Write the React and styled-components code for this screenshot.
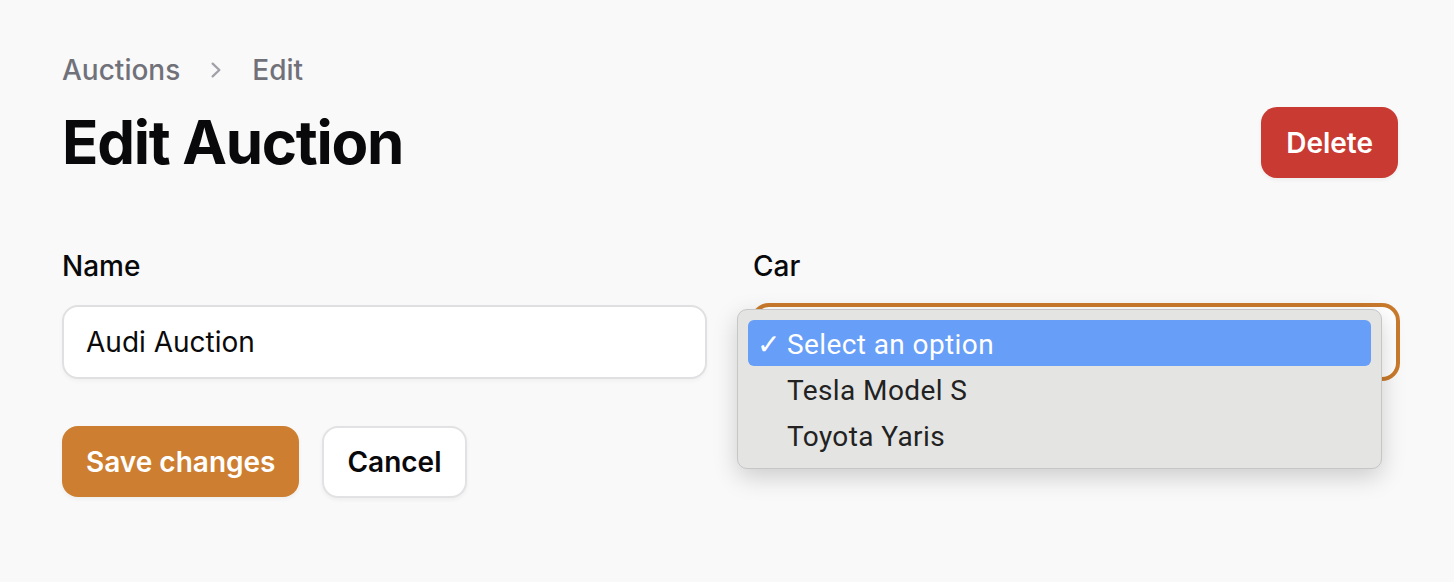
import React from 'react'
import styled, { createGlobalStyle } from 'styled-components'

const GlobalStyle = createGlobalStyle`
  html, body {
    margin: 0;
    padding: 0;
    background: #f9f9f9;
  }
  body {
    font-family: Inter, "Noto Sans", sans-serif;
    color: #0a0a0b;
  }
`

const Page = styled.div`
  box-sizing: border-box;
  width: 1454px;
  height: 582px;
  padding: 50px 56px 0 62px;
  overflow: hidden;
`

const Header = styled.div`
  display: flex;
  justify-content: space-between;
  align-items: flex-end;
`

const HeaderText = styled.div`
  display: flex;
  flex-direction: column;
  gap: 16px;
`

const Breadcrumbs = styled.nav`
  display: flex;
  align-items: center;
  gap: 22px;
  font-size: 28px;
  line-height: 40px;
  font-weight: 500;
  color: #71717a;
`

const Crumb = styled.span`
  color: #71717a;
`

const Chevron = styled.svg`
  width: 30px;
  height: 30px;
  margin: 0 -1px;
  color: #a1a1aa;
`

const Title = styled.h1`
  margin: 0;
  font-size: 60px;
  line-height: 72px;
  font-weight: 700;
  letter-spacing: -1.3px;
  color: #09090b;
`

const Button = styled.button`
  box-sizing: border-box;
  height: ${({ tall }) => (tall ? '72px' : '71px')};
  padding: 0 ${({ pad }) => pad || 24}px;
  border-radius: 16px;
  border: ${({ variant }) => (variant === 'outline' ? '2px solid #e2e2e4' : 'none')};
  background: ${({ variant }) =>
    variant === 'danger' ? '#c93a32' : variant === 'primary' ? '#cd7e30' : '#ffffff'};
  color: ${({ variant }) => (variant === 'outline' ? '#09090b' : '#ffffff')};
  font-family: Inter, sans-serif;
  font-size: 28px;
  font-weight: 600;
  box-shadow: 0 2px 4px rgba(0, 0, 0, 0.05);
  cursor: pointer;
`

const Form = styled.div`
  display: grid;
  grid-template-columns: 1fr 1fr;
  column-gap: 46px;
  margin-top: 68px;
`

const Field = styled.div`
  display: flex;
  flex-direction: column;
  gap: 19px;
`

const Label = styled.label`
  font-size: 28px;
  line-height: 40px;
  font-weight: 500;
  color: #09090b;
`

const InputBox = styled.div`
  box-sizing: border-box;
  position: relative;
  height: 74px;
  border-radius: 16px;
  background: #ffffff;
  border: 2px solid ${({ focused }) => (focused ? '#c97a2c' : '#e0e0e2')};
  box-shadow: ${({ focused }) =>
    focused ? '0 0 0 2px #c97a2c' : '0 2px 4px rgba(0, 0, 0, 0.04)'};
  display: flex;
  align-items: center;
  padding: 0 22px;
  font-size: 28px;
  color: #0a0a0b;
`

const Popup = styled.div`
  box-sizing: border-box;
  position: absolute;
  left: -18px;
  top: 2px;
  width: 645px;
  padding: 10px;
  background: #e4e4e3;
  border: 1px solid #c6c6c6;
  border-radius: 10px;
  box-shadow: 0 8px 24px rgba(0, 0, 0, 0.18);
  z-index: 10;
`

const Option = styled.div`
  display: flex;
  align-items: center;
  height: 46px;
  padding-left: 9px;
  padding-top: 2px;
  box-sizing: border-box;
  border-radius: 6px;
  background: ${({ selected }) => (selected ? '#679ef7' : 'transparent')};
  color: ${({ selected }) => (selected ? '#ffffff' : '#222222')};
  font-family: Roboto, "Liberation Sans", sans-serif;
  font-size: 28px;
  letter-spacing: 0.4px;
`

const Check = styled.span`
  width: 30px;
  font-size: 28px;
  font-weight: 400;
`

const Actions = styled.div`
  display: flex;
  gap: 23px;
  margin-top: 47px;
`

const options = ['Select an option', 'Tesla Model S', 'Toyota Yaris']

export default function App() {
  return (
    <Page>
      <GlobalStyle />
      <Header>
        <HeaderText>
          <Breadcrumbs>
            <Crumb>Auctions</Crumb>
            <Chevron viewBox="0 0 20 20" fill="currentColor">
              <path
                fillRule="evenodd"
                d="M7.21 14.77a.75.75 0 01.02-1.06L11.168 10 7.23 6.29a.75.75 0 111.04-1.08l4.5 4.25a.75.75 0 010 1.08l-4.5 4.25a.75.75 0 01-1.06-.02z"
                clipRule="evenodd"
              />
            </Chevron>
            <Crumb>Edit</Crumb>
          </Breadcrumbs>
          <Title>Edit Auction</Title>
        </HeaderText>
        <Button variant="danger" pad={25}>Delete</Button>
      </Header>

      <Form>
        <Field>
          <Label>Name</Label>
          <InputBox>Audi Auction</InputBox>
        </Field>
        <Field>
          <Label>Car</Label>
          <InputBox focused>
            <Popup>
              {options.map((o, i) => (
                <Option key={o} selected={i === 0}>
                  <Check>{i === 0 ? '✓' : ''}</Check>
                  {o}
                </Option>
              ))}
            </Popup>
          </InputBox>
        </Field>
      </Form>

      <Actions>
        <Button variant="primary">Save changes</Button>
        <Button variant="outline" tall pad={23}>Cancel</Button>
      </Actions>
    </Page>
  )
}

------------------------------

Exercise directions → For this exercise, gather every line of the data that contains the word "components".

Correct result →
Write the React and styled-components code for this screenshot.
import styled, { createGlobalStyle } from 'styled-components'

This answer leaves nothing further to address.